Average drop from 40 to 50 metres was around 27mm. I would have liked to have pushed the range further but the wind made it impossible to print meaningful groups at 60 metres and beyond so that will have to 
wait for another day. I was able to ascertain that average drop from 50 to 60 metres was in the vicinity of 55mm, so you really need to know your ranges in order to apply correct hold-over and hold-under when hurling such 
heavy pellets down-range.


So what did I take away from the session? The first thing is that the Safari gets through a lot of air, as it only returns about 25 consistent shots from a full fill of its 480cc carbon-fibre bottle.
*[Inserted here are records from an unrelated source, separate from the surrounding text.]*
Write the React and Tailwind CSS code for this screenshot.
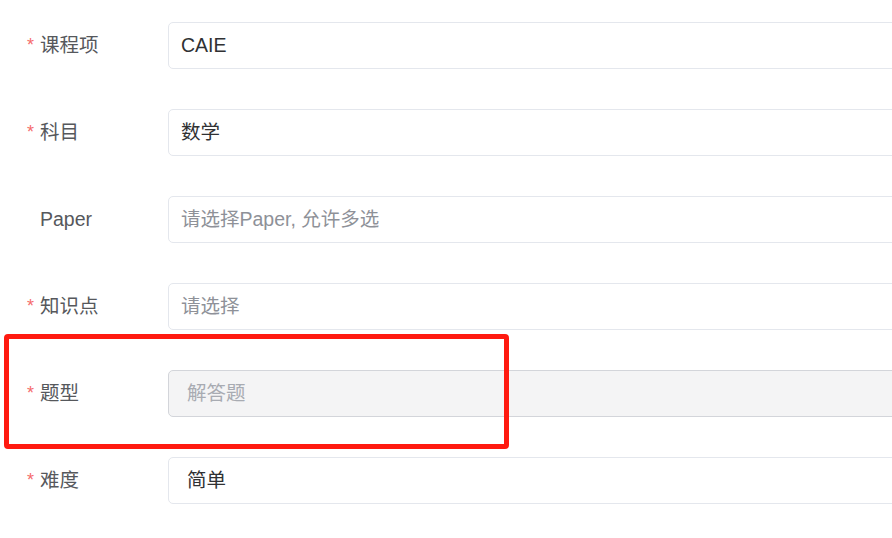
const rows = [
  { label: '课程项', required: true, value: 'CAIE' },
  { label: '科目', required: true, value: '数学' },
  { label: 'Paper', required: false, placeholder: '请选择Paper, 允许多选' },
  { label: '知识点', required: true, placeholder: '请选择' },
  { label: '题型', required: true, value: '解答题', disabled: true },
  { label: '难度', required: true, value: '简单', wide: true },
];

const FormRow = ({ row }) => {
  let boxClass = 'bg-white border-[#e4e7ed] text-[#303133] pl-[12px]';
  if (row.disabled) boxClass = 'bg-[#f4f4f5] border-[#d3d5da] text-[#a8abb2] pl-[18px]';
  else if (row.wide) boxClass = 'bg-white border-[#e4e7ed] text-[#303133] pl-[18px]';

  return (
    <div className="flex items-center h-[47px] mb-[40px]">
      <div className="w-[168px] shrink-0 flex items-center pl-[27px] text-[#56585c]">
        <span className={row.required ? 'text-[#f56c6c] w-[13px] text-[18px]' : 'w-[13px]'}>
          {row.required ? '*' : ''}
        </span>
        <span>{row.label}</span>
      </div>
      <div
        className={`w-[760px] shrink-0 h-[47px] flex items-center border rounded-[5px] ${boxClass}`}
      >
        {row.value ? (
          <span>{row.value}</span>
        ) : (
          <span className="text-[#8e9198]">{row.placeholder}</span>
        )}
      </div>
    </div>
  );
};

const App = () => {
  return (
    <div
      className="relative w-[892px] h-[538px] overflow-hidden bg-white pt-[22px] text-[19.5px]"
      style={{ fontFamily: '"Liberation Sans", "Noto Sans CJK SC", sans-serif' }}
    >
      {rows.map((row) => (
        <FormRow key={row.label} row={row} />
      ))}
      {/* annotation box around 题型 */}
      <div className="absolute left-[4px] top-[334px] w-[505px] h-[115px] border-[5px] border-[#ff1a10] rounded-[4px] pointer-events-none" />
    </div>
  );
};

export default App;
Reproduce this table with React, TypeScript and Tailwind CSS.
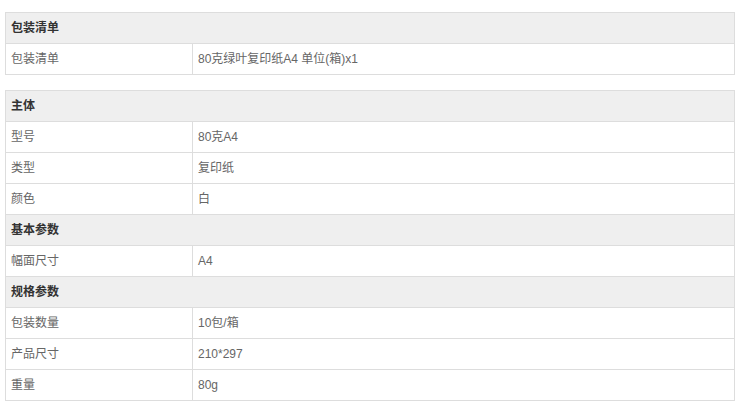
type Row = { label: string; value?: string };

const groups: Row[][] = [
  [{ label: '包装清单' }, { label: '包装清单', value: '80克绿叶复印纸A4 单位(箱)x1' }],
  [
    { label: '主体' },
    { label: '型号', value: '80克A4' },
    { label: '类型', value: '复印纸' },
    { label: '颜色', value: '白' },
    { label: '基本参数' },
    { label: '幅面尺寸', value: 'A4' },
    { label: '规格参数' },
    { label: '包装数量', value: '10包/箱' },
    { label: '产品尺寸', value: '210*297' },
    { label: '重量', value: '80g' },
  ],
];

function SpecRow({ row, first }: { row: Row; first: boolean }) {
  const border = first ? 'h-[30px]' : 'h-[31px] border-t border-[#dddddd]';
  if (row.value === undefined) {
    return (
      <div className={`flex items-center bg-[#efefef] pl-[5px] font-bold text-[#333] ${border}`}>
        {row.label}
      </div>
    );
  }
  return (
    <div className={`flex items-stretch text-[#666] ${border}`}>
      <div className="flex w-[187px] shrink-0 items-center border-r border-[#dddddd] pl-[5px]">{row.label}</div>
      <div className="flex flex-1 items-center pl-[5px]">{row.value}</div>
    </div>
  );
}

export default function App() {
  return (
    <div
      className="min-h-screen bg-white pt-[12px] text-[12px]"
      style={{ fontFamily: '"Liberation Sans", "Noto Sans CJK SC", sans-serif' }}
    >
      <div className="ml-[5px] flex w-[730px] flex-col gap-[15px]">
        {groups.map((rows, gi) => (
          <div key={gi} className="border border-[#dddddd]">
            {rows.map((row, i) => (
              <SpecRow key={i} row={row} first={i === 0} />
            ))}
          </div>
        ))}
      </div>
    </div>
  );
}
That is plenty of shots for most of my pest control assignments but the significant air blast means that muzzle flip is more noticeable than it is on my 30ft/lb Red Wolf.

high power air rifle

The .30 calibre Daystate Red Wolf Safari air rifle churns out significant power with impressive consistency

Responsive trigger

One big advantage of the Safari, once it 
has a silencer fitted, is that it is much quieter than my .22 rimfire running subsonic ammo, so it should be extremely useful for discreet pest control. It is also an easy gun to 
shoot, thanks to its electronic internals. Lock-time feels incredibly fast for an airgun and its electronic trigger is extremely responsive — a welcome feature as mechanical triggers can feel heavy on high-power air rifles.

I really don’t think that a mega-power .30 calibre air rifle will ever beat my 30ft/lb .22 when it comes to versatility, but I can see it proving useful when you need a real wallop without much noise. I am looking forward to a windless day on the range 
so I can really push the distance, and then some sessions on the crows and rabbits to see how it performs in a real pest control scenario.